● **Requirement**
Find the string "index" in the data, then copy every line where it is found.

# Start of Given information

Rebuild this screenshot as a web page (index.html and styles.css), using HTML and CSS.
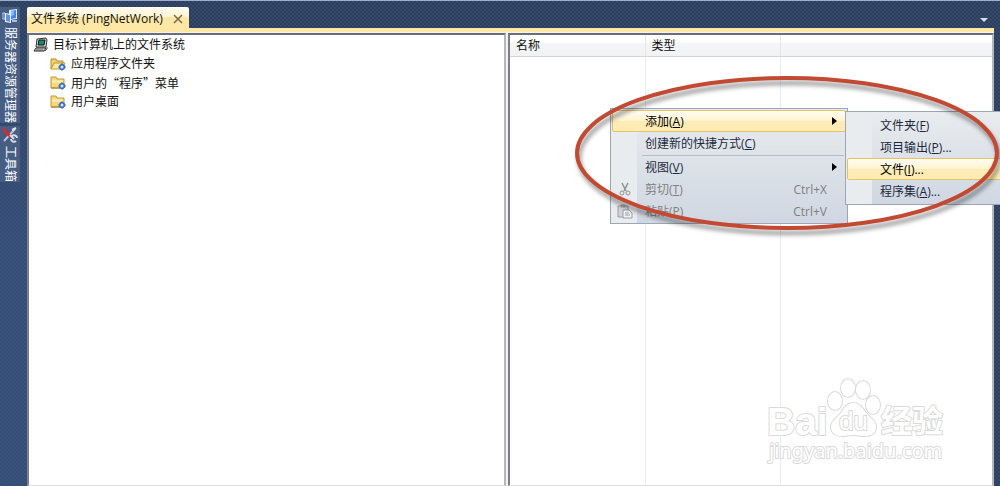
FILE: index.html
```html
<!DOCTYPE html>
<html lang="zh-CN">
<head>
<meta charset="utf-8">
<title>文件系统 (PingNetWork)</title>
<link rel="stylesheet" href="styles.css">
</head>
<body>
<div class="app">
  <nav class="rail" aria-label="工具窗口">
    <button class="rail-tab" type="button">
      <svg class="rail-icon" width="16" height="16" viewBox="0 0 16 16" aria-hidden="true">
        <path d="M7 2l8-1v10l-8 1z" fill="#dce8fa"/><path d="M9 3l5-1v8l-5 1z" fill="#3f86ee"/><path d="M9 3l3-1v5l-3 1z" fill="#8db9f7"/>
        <path d="M0 5l3-1v8l-3-1z" fill="#9fb4d4"/><path d="M0 7h3M0 9h3" stroke="#5574a4"/>
        <path d="M3 5l6 1v9l-6-1z" fill="#f2f6fc"/><path d="M4 6l4 1v7l-4-1z" fill="#5b94e8"/>
        <path d="M10 12h5v2h-5z" fill="#aebfda"/>
      </svg>
      <span class="rail-label">服务器资源管理器</span>
    </button>
    <button class="rail-tab" type="button">
      <svg class="rail-icon" width="16" height="16" viewBox="0 0 16 16" aria-hidden="true">
        <path d="M2 14L13 2" stroke="#b9c3d2" stroke-width="2"/>
        <path d="M10 3l4-2" stroke="#dfe5ee" stroke-width="2"/>
        <path d="M1 2l8 8" stroke="#dd2630" stroke-width="3"/>
        <path d="M8 8l4 4" stroke="#d8dfe9" stroke-width="2"/>
        <path d="M9 12a3 3 0 0 0 5 2M10 9a3 3 0 0 1 5 2" stroke="#d5deea" stroke-width="2" fill="none"/>
      </svg>
      <span class="rail-label">工具箱</span>
    </button>
  </nav>

  <main class="workspace">
    <header class="tabs">
      <div class="tab">
        <span>文件系统 (PingNetWork)</span>
        <button class="tab-close" type="button" aria-label="关闭">
          <svg width="10" height="10" viewBox="0 0 10 10"><path d="M1 1l8 8M9 1L1 9" stroke="#756a4b" stroke-width="1.5"/></svg>
        </button>
      </div>
      <button class="tab-list" type="button" aria-label="打开的文件">
        <svg width="8" height="4" viewBox="0 0 8 4"><path d="M0 0h8L4 4z" fill="#d5dceb"/></svg>
      </button>
    </header>

    <div class="panes">
      <section class="pane tree">
        <div class="node root">
          <svg width="16" height="16" viewBox="0 0 16 16" aria-hidden="true">
            <path d="M4 2l9-1 1 2-1 7H3z" fill="#d9d9d0" stroke="#333"/>
            <path d="M6 3h6l-1 5H5z" fill="#168b7b" stroke="#111"/>
            <path d="M3 11h10l-2 3H1z" fill="#e4e4dc" stroke="#222"/><path d="M3 13h7M14 10v2l-2 2" stroke="#555" fill="none"/>
          </svg>
          <span>目标计算机上的文件系统</span>
        </div>
        <div class="node">
          <svg width="17" height="16" viewBox="0 0 17 16" aria-hidden="true">
            <path d="M1 13V3h5l1 2h6v3" fill="#f2cf6c" stroke="#b48a2e"/>
            <path d="M1 13l3-6h11l-3 6z" fill="#ffeaa0" stroke="#c1963a"/>
            <path d="M12 7l4 4-4 4-4-4z" fill="#3c6fc4"/><circle cx="12" cy="11" r="3" fill="#3c6fc4"/><circle cx="12" cy="11" r="1.5" fill="#d5e6ff"/>
          </svg>
          <span>应用程序文件夹</span>
        </div>
        <div class="node">
          <svg width="17" height="16" viewBox="0 0 17 16" aria-hidden="true">
            <path d="M1 2h5l1 2h7v9H1z" fill="#f5d77d" stroke="#c09a40"/><path d="M2 6h11M2 7h11" stroke="#fff3bd"/><path d="M1 13h11" stroke="#a47a25"/>
            <path d="M12 7l4 4-4 4-4-4z" fill="#3c6fc4"/><circle cx="12" cy="11" r="3" fill="#3c6fc4"/><circle cx="12" cy="11" r="1.5" fill="#d5e6ff"/>
          </svg>
          <span class="cjk">用户的“程序”菜单</span>
        </div>
        <div class="node">
          <svg width="17" height="16" viewBox="0 0 17 16" aria-hidden="true">
            <path d="M1 2h5l1 2h7v9H1z" fill="#f5d77d" stroke="#c09a40"/><path d="M2 6h11M2 7h11" stroke="#fff3bd"/><path d="M1 13h11" stroke="#a47a25"/>
            <path d="M12 7l4 4-4 4-4-4z" fill="#3c6fc4"/><circle cx="12" cy="11" r="3" fill="#3c6fc4"/><circle cx="12" cy="11" r="1.5" fill="#d5e6ff"/>
          </svg>
          <span>用户桌面</span>
        </div>
      </section>

      <section class="pane list">
        <table class="files">
          <thead><tr><th class="col-name">名称</th><th class="col-type">类型</th><th></th></tr></thead>
          <tbody><tr><td></td><td></td><td></td></tr></tbody>
        </table>
      </section>
    </div>
  </main>

  <div class="menu context" role="menu">
    <button class="item active" type="button" role="menuitem"><span class="glyph"></span><span class="text">添加(<u>A</u>)</span><span class="arrow"></span></button>
    <button class="item" type="button" role="menuitem"><span class="glyph"></span><span class="text">创建新的快捷方式(<u>C</u>)</span></button>
    <div class="separator" role="separator"></div>
    <button class="item" type="button" role="menuitem"><span class="glyph"></span><span class="text">视图(<u>V</u>)</span><span class="arrow"></span></button>
    <button class="item" type="button" role="menuitem" disabled>
      <span class="glyph"><svg width="12" height="14" viewBox="0 0 12 14" fill="none" stroke="#8d9299"><path d="M3 1l4 8M9 1L5 9" stroke-width="1.5"/><circle cx="3" cy="11" r="2"/><circle cx="9" cy="11" r="2"/></svg></span>
      <span class="text">剪切(<u>T</u>)</span><span class="keys">Ctrl+X</span>
    </button>
    <button class="item" type="button" role="menuitem" disabled>
      <span class="glyph"><svg width="16" height="15" viewBox="0 0 16 15" fill="#d0d2d5" stroke="#9a9ea4"><path d="M1 2h10v11H1z"/><path d="M4 3V1h4v2z" fill="#a9adb3"/><path d="M6 6h6l3 3v5H6z" fill="#f0f1f2"/><path d="M8 9h4M8 11h5"/></svg></span>
      <span class="text">粘贴(<u>P</u>)</span><span class="keys">Ctrl+V</span>
    </button>
  </div>

  <div class="menu submenu" role="menu">
    <button class="item" type="button" role="menuitem"><span class="glyph"></span><span class="text">文件夹(<u>F</u>)</span></button>
    <button class="item" type="button" role="menuitem"><span class="glyph"></span><span class="text">项目输出(<u>P</u>)...</span></button>
    <button class="item active" type="button" role="menuitem"><span class="glyph"></span><span class="text">文件(<u>I</u>)...</span></button>
    <button class="item" type="button" role="menuitem"><span class="glyph"></span><span class="text">程序集(<u>A</u>)...</span></button>
  </div>

  <svg class="callout" width="432" height="166" viewBox="0 0 432 166" aria-hidden="true">
    <ellipse cx="215" cy="81" rx="210" ry="75"/>
  </svg>

  <svg class="watermark" width="190" height="100" viewBox="0 0 190 100">
    <g class="outline">
      <ellipse cx="73" cy="31" rx="7" ry="9"/>
      <ellipse cx="86" cy="18" rx="7" ry="9"/>
      <ellipse cx="101" cy="20" rx="7" ry="9"/>
      <ellipse cx="111" cy="35" rx="7" ry="9"/>
      <path d="M91 33c7 0 10 6 14 11 5 5 9 8 9 13 0 7-6 9-12 9-4 0-7-1-11-1s-7 1-11 1c-6 0-11-3-11-9s5-8 9-13 6-11 13-11z"/>
      <text class="brand" x="5" y="65">Bai</text>
      <text class="du" x="77" y="60">du</text>
      <text class="cn" x="119" y="62">经验</text>
      <text class="url" x="7" y="88">jingyan.baidu.com</text>
    </g>
  </svg>
</div>
</body>
</html>
```
FILE: styles.css
```css
* { box-sizing: border-box; }

body {
  margin: 0;
  overflow: hidden;
  font: 12px/19px "Open Sans", "Noto Sans CJK SC", sans-serif;
  color: #111;
}

button {
  border: 0;
  padding: 0;
  background: none;
  font: inherit;
  color: inherit;
  text-align: left;
}

svg { flex: none; display: block; }

.app {
  position: relative;
  display: flex;
  height: 100vh;
  padding-right: 6px;
  overflow: hidden;
  border-top: 1px solid #9cb0cb;
  background-color: #2c3f5f;
  background-image:
    radial-gradient(circle at 1px 1px, #36496a 1px, transparent 1px),
    radial-gradient(circle at 3px 3px, #36496a 1px, transparent 1px);
  background-size: 4px 4px;
}

.rail {
  display: flex;
  flex-direction: column;
  gap: 3px;
  width: 27px;
  padding-top: 6px;
  background: linear-gradient(rgba(62, 92, 143, 0), rgba(62, 92, 143, 0.5) 50%);
}

.rail-tab {
  display: flex;
  flex-direction: column;
  align-items: center;
  gap: 3px;
  width: 20px;
  padding: 1px 0 0;
  background: #465d84;
  color: #fff;
}

.rail-label {
  writing-mode: vertical-rl;
  text-orientation: sideways;
  line-height: 18px;
}

.workspace {
  flex: 1;
  display: flex;
  flex-direction: column;
  min-width: 0;
}

.tabs {
  display: flex;
  justify-content: space-between;
  padding-top: 6px;
  border-bottom: 4px solid #ffe8a6;
}

.tab {
  display: flex;
  align-items: center;
  gap: 10px;
  height: 21px;
  padding: 2px 6px 0 4px;
  border-radius: 2px 2px 0 0;
  background: linear-gradient(#fffcf2, #fff2cd 50%, #ffe8a6 50%);
}

.tab-list { padding: 4px 6px 0 0; }

.panes {
  flex: 1;
  display: grid;
  grid-template-columns: 479fr 486fr;
  gap: 2px;
  min-height: 0;
  background: #f2f2f2;
}

.pane {
  margin-top: 1px;
  border: 2px solid #9a9ea5;
  border-top-color: #6b6e74;
  border-left-color: #7b8088;
  border-right-color: #b4b8bd;
  border-bottom: 1px solid #dcdcdc;
  background: #fff;
}

.tree { padding-left: 4px; }

.node {
  display: flex;
  align-items: center;
  gap: 4px;
  padding-left: 17px;
}

.root { padding-left: 0; }
.cjk { font-family: "Noto Sans CJK SC", sans-serif; }

.files {
  width: 100%;
  height: 100%;
  table-layout: fixed;
  border-collapse: collapse;
}

.files th {
  height: 21px;
  padding: 0 0 0 6px;
  border-right: 1px solid #e3e8ee;
  border-bottom: 1px solid #d5d5d5;
  background: linear-gradient(#fff 40%, #f4f5f6 40%, #f1f2f4);
  font-weight: normal;
  text-align: left;
}

.files td { border-right: 1px solid #e6eefa; }
.files th:last-child, .files td:last-child { border-right: 0; }
.col-name { width: 135px; }
.col-type { width: 135px; }

/* Menus */
.menu {
  position: absolute;
  display: flex;
  flex-direction: column;
  border: 1px solid #9ba7b7;
  background:
    linear-gradient(#e9ecee, #e9ecee) left / 26px 100% no-repeat,
    linear-gradient(#e9ecee, #d0d7e2);
}

.context { left: 610px; top: 107px; width: 238px; padding: 1px; }
.submenu { left: 845px; top: 110px; width: 180px; padding: 2px 1px; }

.item {
  display: flex;
  align-items: center;
  height: 22px;
  padding-right: 8px;
  border: 1px solid transparent;
  border-radius: 2px;
  color: #1b293e;
}

.item.active {
  border-color: #e5c365;
  background: linear-gradient(#fffcf2, #fff3cf 50%, #ffecb5 50%);
  color: #000;
}

.item:disabled { color: #808080; }

.glyph {
  display: flex;
  justify-content: center;
  width: 24px;
  margin-right: 8px;
}

.text { flex: 1; }
.keys { padding-right: 10px; }

.arrow {
  border: 4px solid transparent;
  border-left: 5px solid #000;
  border-right: 0;
}

.separator {
  height: 1px;
  margin: 1px 2px 0 30px;
  background: #b5bdca;
}

/* Annotation ring */
.callout {
  position: absolute;
  left: 572px;
  top: 71px;
  fill: none;
  stroke: #c24a32;
  stroke-width: 4px;
  filter: drop-shadow(2px 5px 2px rgba(0, 0, 0, 0.4));
  pointer-events: none;
}

.watermark {
  position: absolute;
  left: 762px;
  top: 369px;
  pointer-events: none;
}

.outline {
  fill: #fff;
  stroke: #dadada;
  stroke-width: 2px;
  stroke-linejoin: round;
  paint-order: stroke;
}

.brand { font: bold 39px "Liberation Sans", sans-serif; }
.du { font: 26px "Liberation Sans", sans-serif; }
.cn { font: bold 31px "Noto Sans CJK SC", sans-serif; }
.url { font: 20px "Noto Sans", sans-serif; }
```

# End of Given information

● **Output for this task**
Rebuild this screenshot as a web page (index.html and styles.css), using HTML and CSS.
FILE: index.html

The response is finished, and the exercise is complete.